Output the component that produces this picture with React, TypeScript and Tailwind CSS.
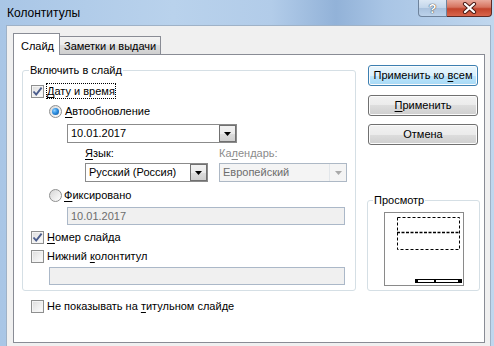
import React from "react";

const Check = () => (
  <svg width="11" height="11" viewBox="0 0 11 11" className="block">
    <path d="M1.5 5.5 L4.2 8.6 L9.6 1.6" fill="none" stroke="#4b5d8d" strokeWidth="1.9" />
  </svg>
);

const Checkbox = ({ checked }: { checked?: boolean }) => (
  <div className="flex h-[13px] w-[13px] shrink-0 items-center justify-center border border-[#8e8f8f] bg-[linear-gradient(135deg,#dcdcdc,#ffffff)] shadow-[inset_0_0_0_1px_#f4f4f4]">
    {checked && <Check />}
  </div>
);

const Radio = ({ checked }: { checked?: boolean }) => (
  <div className="flex h-[13px] w-[13px] shrink-0 items-center justify-center rounded-full border border-[#8e8f8f] bg-[linear-gradient(135deg,#d6d6d6,#ffffff)]">
    {checked && (
      <div className="h-[7px] w-[7px] rounded-full bg-[radial-gradient(circle_at_35%_35%,#8fd0ff_0%,#2c8ee0_45%,#0d4f94_100%)]" />
    )}
  </div>
);

const Arrow = ({ color }: { color: string }) => (
  <svg width="7" height="4" viewBox="0 0 7 4" className="block">
    <polygon points="0,0 7,0 3.5,4" fill={color} />
  </svg>
);

const Combo = ({
  value,
  className,
  disabled,
}: {
  value: string;
  className: string;
  disabled?: boolean;
}) => (
  <div
    className={`flex h-[19px] items-center border ${className} ${
      disabled
        ? "border-[#adb8c5] bg-[#f4f4f4] text-[#6d6d6d]"
        : "border-[#8b8b8b] bg-white"
    }`}
  >
    <div className="flex-1 whitespace-nowrap pl-[3px] leading-[17px]">{value}</div>
    {disabled ? (
      <div className="flex h-[17px] w-[17px] items-center justify-center border-l border-[#e2e6ea]">
        <Arrow color="#a9a9a9" />
      </div>
    ) : (
      <div className="flex h-[17px] w-[17px] items-center justify-center border border-[#707070] bg-[linear-gradient(#f2f2f2_0%,#ebebeb_50%,#dddddd_50%,#cfcfcf_100%)]">
        <Arrow color="#000" />
      </div>
    )}
  </div>
);

const DisabledInput = ({ value, className }: { value?: string; className: string }) => (
  <div
    className={`flex h-[18px] items-center border border-[#abb8c8] bg-[#f0f0f0] pl-[3px] text-[#6d6d6d] ${className}`}
  >
    {value}
  </div>
);

const CheckRow = ({
  checked,
  focused,
  children,
  className,
}: {
  checked?: boolean;
  focused?: boolean;
  children: React.ReactNode;
  className: string;
}) => (
  <div className={`flex h-[16px] items-center gap-[2px] ${className}`}>
    <Checkbox checked={checked} />
    <span
      className={`whitespace-nowrap border leading-[14px] ${
        focused ? "border-dotted border-black" : "border-transparent"
      }`}
    >
      {children}
    </span>
  </div>
);

const Key = ({ children }: { children: React.ReactNode }) => (
  <span className="underline underline-offset-[2px]">{children}</span>
);

const Button = ({
  children,
  primary,
  className,
}: {
  children: React.ReactNode;
  primary?: boolean;
  className: string;
}) => (
  <div
    className={`flex h-[21px] w-[110px] items-center justify-center rounded-[3px] border ${className} ${
      primary
        ? "border-[#3c7fb1] bg-[linear-gradient(#eaf6fd_0%,#d9f0fc_50%,#bee6fd_50%,#a7d9f5_100%)]"
        : "border-[#707070] bg-[linear-gradient(#f2f2f2_0%,#ebebeb_50%,#dddddd_50%,#cfcfcf_100%)]"
    } shadow-[inset_0_0_0_1px_#fbfbfb]`}
  >
    <span className="whitespace-nowrap">{children}</span>
  </div>
);

const PreviewPage = () => (
  <svg width="80" height="74" viewBox="0 0 80 74" className="block">
    <rect x="0.5" y="0.5" width="79" height="73" fill="#fff" stroke="#8a8a8a" />
    <rect x="13.5" y="5.5" width="62" height="32" fill="none" stroke="#000" strokeDasharray="3 2" />
    <line x1="13" y1="20.5" x2="76" y2="20.5" stroke="#000" strokeWidth="1.4" strokeDasharray="3 1.5" />
    <rect x="31" y="67" width="47" height="4" fill="#000" />
    <rect x="34" y="68" width="16" height="2" fill="#fff" />
    <rect x="52" y="68" width="22" height="2" fill="#fff" />
  </svg>
);

export default function App() {
  return (
    <div className="flex h-[346px] w-[494px] flex-col overflow-hidden bg-[linear-gradient(90deg,#a9c6e6_0%,#b9d2ec_35%,#b2cce9_55%,#92b2d8_68%,#a9c5e5_78%,#c0d7ee_100%)] text-[11px] text-black [font-family:'Liberation_Sans',Arial,sans-serif]">
      {/* title bar */}
      <div className="flex h-[25px] shrink-0">
        <div className="flex-1 pl-[7px] pt-[6px] text-[12px] leading-[14px]">Колонтитулы</div>
        <div className="mr-[2px] flex h-[17px]">
          <div className="flex w-[29px] items-center justify-center rounded-bl-[4px] border border-t-0 border-[#6e839c] bg-[linear-gradient(#dbe7f4_0%,#c2d5ea_50%,#a9c1dd_50%,#bcd2ea_100%)] text-[13px] font-bold leading-none text-white [text-shadow:0_0_1px_#333,0_0_1px_#333]">
            ?
          </div>
          <div className="flex w-[45px] items-center justify-center rounded-br-[4px] border border-l-0 border-t-0 border-[#5f2a25] bg-[linear-gradient(#e9a99c_0%,#d6735f_45%,#c2442c_55%,#d8654c_100%)]">
            <svg width="15" height="12" viewBox="0 0 15 12" className="block">
              <path d="M3 2 L12 10 M12 2 L3 10" stroke="#4a1a14" strokeWidth="4.2" strokeLinecap="round" />
              <path d="M3 2 L12 10 M12 2 L3 10" stroke="#fff" strokeWidth="2.3" strokeLinecap="round" />
            </svg>
          </div>
        </div>
      </div>

      {/* client area */}
      <div className="ml-[6px] mr-[3px] flex-1 border-l border-r border-t border-[#9fb2c7] bg-[#f0f0f0]">
        <div className="flex items-end pl-[6px] pt-[7px]">
          <div className="relative z-10 -mb-px flex h-[22px] w-[47px] border border-b-0 border-[#898c95] bg-white pl-[7px] pt-[5px] leading-[14px]">
            Слайд
          </div>
          <div className="flex h-[18px] w-[101px] items-center whitespace-nowrap border border-b-0 border-l-0 border-[#898c95] bg-[linear-gradient(#f3f3f3_0%,#ebebeb_50%,#dddddd_50%,#cfcfcf_100%)] pl-[4px] leading-[14px]">
            Заметки и выдачи
          </div>
        </div>

        <div className="ml-[6px] flex h-[289px] w-[472px] border border-[#898c95] bg-white">
          {/* left column */}
          <div className="flex flex-col pl-[8px]">
            <fieldset className="mt-[8px] flex w-[332px] flex-col rounded-[3px] border border-[#d5dfe5] pb-[5px] pl-[8px] pr-[8px]">
              <legend className="-ml-[2px] px-[1px] leading-[14px]">Включить в слайд</legend>

              <CheckRow checked focused className="mt-[6px]">
                <Key>Д</Key>ату и время
              </CheckRow>

              <div className="ml-[18px] mt-[4px] flex h-[16px] items-center gap-[3px]">
                <Radio checked />
                <span className="leading-[14px]">
                  <Key>А</Key>втообновление
                </span>
              </div>

              <Combo value="10.01.2017" className="ml-[36px] mt-[5px] w-[170px]" />

              <div className="ml-[54px] mt-[3px] flex h-[14px] leading-[14px]">
                <div className="w-[134px]">
                  <Key>Я</Key>зык:
                </div>
                <div className="text-[#8b8b8b]">
                  Ка<Key>л</Key>ендарь:
                </div>
              </div>

              <div className="ml-[54px] mt-[3px] flex gap-[11px]">
                <Combo value="Русский (Россия)" className="w-[123px]" />
                <Combo value="Европейский" className="w-[128px]" disabled />
              </div>

              <div className="ml-[18px] mt-[5px] flex h-[16px] items-center gap-[2px]">
                <Radio />
                <span className="leading-[14px]">
                  <Key>Ф</Key>иксировано
                </span>
              </div>

              <DisabledInput value="10.01.2017" className="ml-[36px] mt-[4px] w-[278px]" />

              <CheckRow checked className="mt-[4px]">
                <Key>Н</Key>омер слайда
              </CheckRow>

              <CheckRow className="mt-[3px]">
                Нижний <Key>к</Key>олонтитул
              </CheckRow>

              <DisabledInput className="ml-[18px] mt-[3px] w-[296px]" />
            </fieldset>

            <CheckRow className="ml-[9px] mt-[7px]">
              Не показывать на <Key>т</Key>итульном слайде
            </CheckRow>
          </div>

          {/* right column */}
          <div className="ml-[11px] flex w-[113px] flex-col">
            <Button primary className="ml-[1px] mt-[10px]">
              Применить ко <Key>в</Key>сем
            </Button>
            <Button className="ml-[1px] mt-[9px]">
              <Key>П</Key>рименить
            </Button>
            <Button className="ml-[1px] mt-[8px]">Отмена</Button>

            <fieldset className="mt-[48px] flex flex-col items-center rounded-[3px] border border-[#d5dfe5] pb-[4px]">
              <legend className="ml-[5px] px-[1px] leading-[14px]">Просмотр</legend>
              <div className="mt-[5px]">
                <PreviewPage />
              </div>
            </fieldset>
          </div>
        </div>
      </div>
    </div>
  );
}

------------

→ **OBJECTIVE**
All lines in the data that contain the word "React" should be copied.

→ **SOLUTION TO THE PROBLEM**
Output the component that produces this picture with React, TypeScript and Tailwind CSS.
import React from "react";
  children: React.ReactNode;
const Key = ({ children }: { children: React.ReactNode }) => (
  children: React.ReactNode;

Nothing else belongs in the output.